> EXERCISE INSTRUCTIONS
Output every entry exactly as written.

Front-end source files

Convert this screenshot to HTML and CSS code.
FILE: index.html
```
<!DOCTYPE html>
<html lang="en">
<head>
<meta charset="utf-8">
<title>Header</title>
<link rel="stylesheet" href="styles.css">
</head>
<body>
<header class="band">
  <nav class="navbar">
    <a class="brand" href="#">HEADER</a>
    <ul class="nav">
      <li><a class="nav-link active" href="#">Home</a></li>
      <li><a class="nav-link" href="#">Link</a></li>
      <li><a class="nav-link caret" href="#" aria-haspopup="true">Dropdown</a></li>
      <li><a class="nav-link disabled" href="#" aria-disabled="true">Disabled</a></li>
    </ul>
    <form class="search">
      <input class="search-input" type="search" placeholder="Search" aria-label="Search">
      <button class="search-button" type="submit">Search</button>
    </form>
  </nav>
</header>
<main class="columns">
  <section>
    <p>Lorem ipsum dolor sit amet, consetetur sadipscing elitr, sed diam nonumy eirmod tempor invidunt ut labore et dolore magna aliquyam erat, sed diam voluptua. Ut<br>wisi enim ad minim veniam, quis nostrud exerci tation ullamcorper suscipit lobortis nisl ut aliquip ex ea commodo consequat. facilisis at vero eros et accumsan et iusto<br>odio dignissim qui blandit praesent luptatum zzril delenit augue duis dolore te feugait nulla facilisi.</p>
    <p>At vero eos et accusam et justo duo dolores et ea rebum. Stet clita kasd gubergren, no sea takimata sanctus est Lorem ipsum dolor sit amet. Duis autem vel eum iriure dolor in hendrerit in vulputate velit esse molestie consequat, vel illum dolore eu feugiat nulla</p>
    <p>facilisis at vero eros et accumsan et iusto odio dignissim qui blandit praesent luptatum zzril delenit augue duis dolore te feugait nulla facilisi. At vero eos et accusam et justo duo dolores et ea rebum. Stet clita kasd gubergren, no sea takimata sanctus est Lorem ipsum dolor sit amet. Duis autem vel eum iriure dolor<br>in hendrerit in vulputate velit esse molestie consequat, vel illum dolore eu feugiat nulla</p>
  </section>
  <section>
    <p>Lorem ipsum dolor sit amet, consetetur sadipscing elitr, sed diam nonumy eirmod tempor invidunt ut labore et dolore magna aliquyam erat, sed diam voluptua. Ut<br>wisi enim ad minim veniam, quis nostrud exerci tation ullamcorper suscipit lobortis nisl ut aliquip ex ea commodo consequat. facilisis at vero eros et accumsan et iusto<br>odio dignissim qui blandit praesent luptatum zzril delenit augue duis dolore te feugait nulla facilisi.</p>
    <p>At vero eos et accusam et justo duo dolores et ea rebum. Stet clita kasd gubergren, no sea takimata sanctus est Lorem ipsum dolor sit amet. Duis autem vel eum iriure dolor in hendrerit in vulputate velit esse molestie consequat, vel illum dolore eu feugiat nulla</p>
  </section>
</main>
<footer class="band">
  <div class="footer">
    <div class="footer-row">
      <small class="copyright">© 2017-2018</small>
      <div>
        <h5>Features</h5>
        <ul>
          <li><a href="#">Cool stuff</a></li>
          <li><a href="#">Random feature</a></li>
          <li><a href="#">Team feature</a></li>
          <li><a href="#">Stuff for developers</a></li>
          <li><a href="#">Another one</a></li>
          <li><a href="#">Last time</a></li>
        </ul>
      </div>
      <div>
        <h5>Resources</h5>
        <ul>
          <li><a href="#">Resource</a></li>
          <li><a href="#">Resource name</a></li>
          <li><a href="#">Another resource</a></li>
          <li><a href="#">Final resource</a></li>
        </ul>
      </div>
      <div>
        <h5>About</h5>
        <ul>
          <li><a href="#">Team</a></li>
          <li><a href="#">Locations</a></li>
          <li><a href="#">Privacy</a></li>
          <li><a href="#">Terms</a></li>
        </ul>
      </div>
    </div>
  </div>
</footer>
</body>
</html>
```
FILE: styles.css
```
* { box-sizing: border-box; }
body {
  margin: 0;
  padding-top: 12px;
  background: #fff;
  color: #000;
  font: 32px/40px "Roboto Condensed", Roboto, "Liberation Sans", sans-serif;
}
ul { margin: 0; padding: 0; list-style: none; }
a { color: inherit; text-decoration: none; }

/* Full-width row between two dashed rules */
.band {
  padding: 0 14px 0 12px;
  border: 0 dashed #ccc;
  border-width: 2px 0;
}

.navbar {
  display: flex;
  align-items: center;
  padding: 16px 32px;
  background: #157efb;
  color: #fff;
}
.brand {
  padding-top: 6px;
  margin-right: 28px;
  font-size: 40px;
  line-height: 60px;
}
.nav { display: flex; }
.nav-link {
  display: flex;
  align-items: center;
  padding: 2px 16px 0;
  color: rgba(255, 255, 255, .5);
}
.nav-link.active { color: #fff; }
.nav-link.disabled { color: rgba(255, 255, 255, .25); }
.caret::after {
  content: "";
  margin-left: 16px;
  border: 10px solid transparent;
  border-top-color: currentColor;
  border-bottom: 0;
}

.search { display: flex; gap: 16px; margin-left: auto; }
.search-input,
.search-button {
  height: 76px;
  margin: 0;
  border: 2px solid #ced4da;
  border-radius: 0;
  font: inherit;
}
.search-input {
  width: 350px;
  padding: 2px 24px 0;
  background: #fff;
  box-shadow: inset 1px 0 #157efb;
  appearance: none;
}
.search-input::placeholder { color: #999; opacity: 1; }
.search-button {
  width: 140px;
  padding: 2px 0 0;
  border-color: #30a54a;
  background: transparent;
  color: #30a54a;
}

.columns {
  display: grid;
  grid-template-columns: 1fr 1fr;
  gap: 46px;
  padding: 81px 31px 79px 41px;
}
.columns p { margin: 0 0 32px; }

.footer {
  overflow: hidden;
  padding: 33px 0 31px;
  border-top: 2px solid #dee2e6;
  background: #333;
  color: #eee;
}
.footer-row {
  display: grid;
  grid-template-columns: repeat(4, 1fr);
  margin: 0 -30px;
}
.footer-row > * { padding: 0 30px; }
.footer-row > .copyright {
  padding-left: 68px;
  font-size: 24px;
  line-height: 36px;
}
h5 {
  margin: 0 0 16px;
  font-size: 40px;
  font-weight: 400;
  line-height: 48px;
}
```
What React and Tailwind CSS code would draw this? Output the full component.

> CORRECT ANSWER
Convert this screenshot to HTML and CSS code.
FILE: index.html
```
<!DOCTYPE html>
<html lang="en">
<head>
<meta charset="utf-8">
<title>Header</title>
<link rel="stylesheet" href="styles.css">
</head>
<body>
<header class="band">
  <nav class="navbar">
    <a class="brand" href="#">HEADER</a>
    <ul class="nav">
      <li><a class="nav-link active" href="#">Home</a></li>
      <li><a class="nav-link" href="#">Link</a></li>
      <li><a class="nav-link caret" href="#" aria-haspopup="true">Dropdown</a></li>
      <li><a class="nav-link disabled" href="#" aria-disabled="true">Disabled</a></li>
    </ul>
    <form class="search">
      <input class="search-input" type="search" placeholder="Search" aria-label="Search">
      <button class="search-button" type="submit">Search</button>
    </form>
  </nav>
</header>
<main class="columns">
  <section>
    <p>Lorem ipsum dolor sit amet, consetetur sadipscing elitr, sed diam nonumy eirmod tempor invidunt ut labore et dolore magna aliquyam erat, sed diam voluptua. Ut<br>wisi enim ad minim veniam, quis nostrud exerci tation ullamcorper suscipit lobortis nisl ut aliquip ex ea commodo consequat. facilisis at vero eros et accumsan et iusto<br>odio dignissim qui blandit praesent luptatum zzril delenit augue duis dolore te feugait nulla facilisi.</p>
    <p>At vero eos et accusam et justo duo dolores et ea rebum. Stet clita kasd gubergren, no sea takimata sanctus est Lorem ipsum dolor sit amet. Duis autem vel eum iriure dolor in hendrerit in vulputate velit esse molestie consequat, vel illum dolore eu feugiat nulla</p>
    <p>facilisis at vero eros et accumsan et iusto odio dignissim qui blandit praesent luptatum zzril delenit augue duis dolore te feugait nulla facilisi. At vero eos et accusam et justo duo dolores et ea rebum. Stet clita kasd gubergren, no sea takimata sanctus est Lorem ipsum dolor sit amet. Duis autem vel eum iriure dolor<br>in hendrerit in vulputate velit esse molestie consequat, vel illum dolore eu feugiat nulla</p>
  </section>
  <section>
    <p>Lorem ipsum dolor sit amet, consetetur sadipscing elitr, sed diam nonumy eirmod tempor invidunt ut labore et dolore magna aliquyam erat, sed diam voluptua. Ut<br>wisi enim ad minim veniam, quis nostrud exerci tation ullamcorper suscipit lobortis nisl ut aliquip ex ea commodo consequat. facilisis at vero eros et accumsan et iusto<br>odio dignissim qui blandit praesent luptatum zzril delenit augue duis dolore te feugait nulla facilisi.</p>
    <p>At vero eos et accusam et justo duo dolores et ea rebum. Stet clita kasd gubergren, no sea takimata sanctus est Lorem ipsum dolor sit amet. Duis autem vel eum iriure dolor in hendrerit in vulputate velit esse molestie consequat, vel illum dolore eu feugiat nulla</p>
  </section>
</main>
<footer class="band">
  <div class="footer">
    <div class="footer-row">
      <small class="copyright">© 2017-2018</small>
      <div>
        <h5>Features</h5>
        <ul>
          <li><a href="#">Cool stuff</a></li>
          <li><a href="#">Random feature</a></li>
          <li><a href="#">Team feature</a></li>
          <li><a href="#">Stuff for developers</a></li>
          <li><a href="#">Another one</a></li>
          <li><a href="#">Last time</a></li>
        </ul>
      </div>
      <div>
        <h5>Resources</h5>
        <ul>
          <li><a href="#">Resource</a></li>
          <li><a href="#">Resource name</a></li>
          <li><a href="#">Another resource</a></li>
          <li><a href="#">Final resource</a></li>
        </ul>
      </div>
      <div>
        <h5>About</h5>
        <ul>
          <li><a href="#">Team</a></li>
          <li><a href="#">Locations</a></li>
          <li><a href="#">Privacy</a></li>
          <li><a href="#">Terms</a></li>
        </ul>
      </div>
    </div>
  </div>
</footer>
</body>
</html>
```
FILE: styles.css
```
* { box-sizing: border-box; }
body {
  margin: 0;
  padding-top: 12px;
  background: #fff;
  color: #000;
  font: 32px/40px "Roboto Condensed", Roboto, "Liberation Sans", sans-serif;
}
ul { margin: 0; padding: 0; list-style: none; }
a { color: inherit; text-decoration: none; }

/* Full-width row between two dashed rules */
.band {
  padding: 0 14px 0 12px;
  border: 0 dashed #ccc;
  border-width: 2px 0;
}

.navbar {
  display: flex;
  align-items: center;
  padding: 16px 32px;
  background: #157efb;
  color: #fff;
}
.brand {
  padding-top: 6px;
  margin-right: 28px;
  font-size: 40px;
  line-height: 60px;
}
.nav { display: flex; }
.nav-link {
  display: flex;
  align-items: center;
  padding: 2px 16px 0;
  color: rgba(255, 255, 255, .5);
}
.nav-link.active { color: #fff; }
.nav-link.disabled { color: rgba(255, 255, 255, .25); }
.caret::after {
  content: "";
  margin-left: 16px;
  border: 10px solid transparent;
  border-top-color: currentColor;
  border-bottom: 0;
}

.search { display: flex; gap: 16px; margin-left: auto; }
.search-input,
.search-button {
  height: 76px;
  margin: 0;
  border: 2px solid #ced4da;
  border-radius: 0;
  font: inherit;
}
.search-input {
  width: 350px;
  padding: 2px 24px 0;
  background: #fff;
  box-shadow: inset 1px 0 #157efb;
  appearance: none;
}
.search-input::placeholder { color: #999; opacity: 1; }
.search-button {
  width: 140px;
  padding: 2px 0 0;
  border-color: #30a54a;
  background: transparent;
  color: #30a54a;
}

.columns {
  display: grid;
  grid-template-columns: 1fr 1fr;
  gap: 46px;
  padding: 81px 31px 79px 41px;
}
.columns p { margin: 0 0 32px; }

.footer {
  overflow: hidden;
  padding: 33px 0 31px;
  border-top: 2px solid #dee2e6;
  background: #333;
  color: #eee;
}
.footer-row {
  display: grid;
  grid-template-columns: repeat(4, 1fr);
  margin: 0 -30px;
}
.footer-row > * { padding: 0 30px; }
.footer-row > .copyright {
  padding-left: 68px;
  font-size: 24px;
  line-height: 36px;
}
h5 {
  margin: 0 0 16px;
  font-size: 40px;
  font-weight: 400;
  line-height: 48px;
}
```
What React and Tailwind CSS code would draw this? Output the full component.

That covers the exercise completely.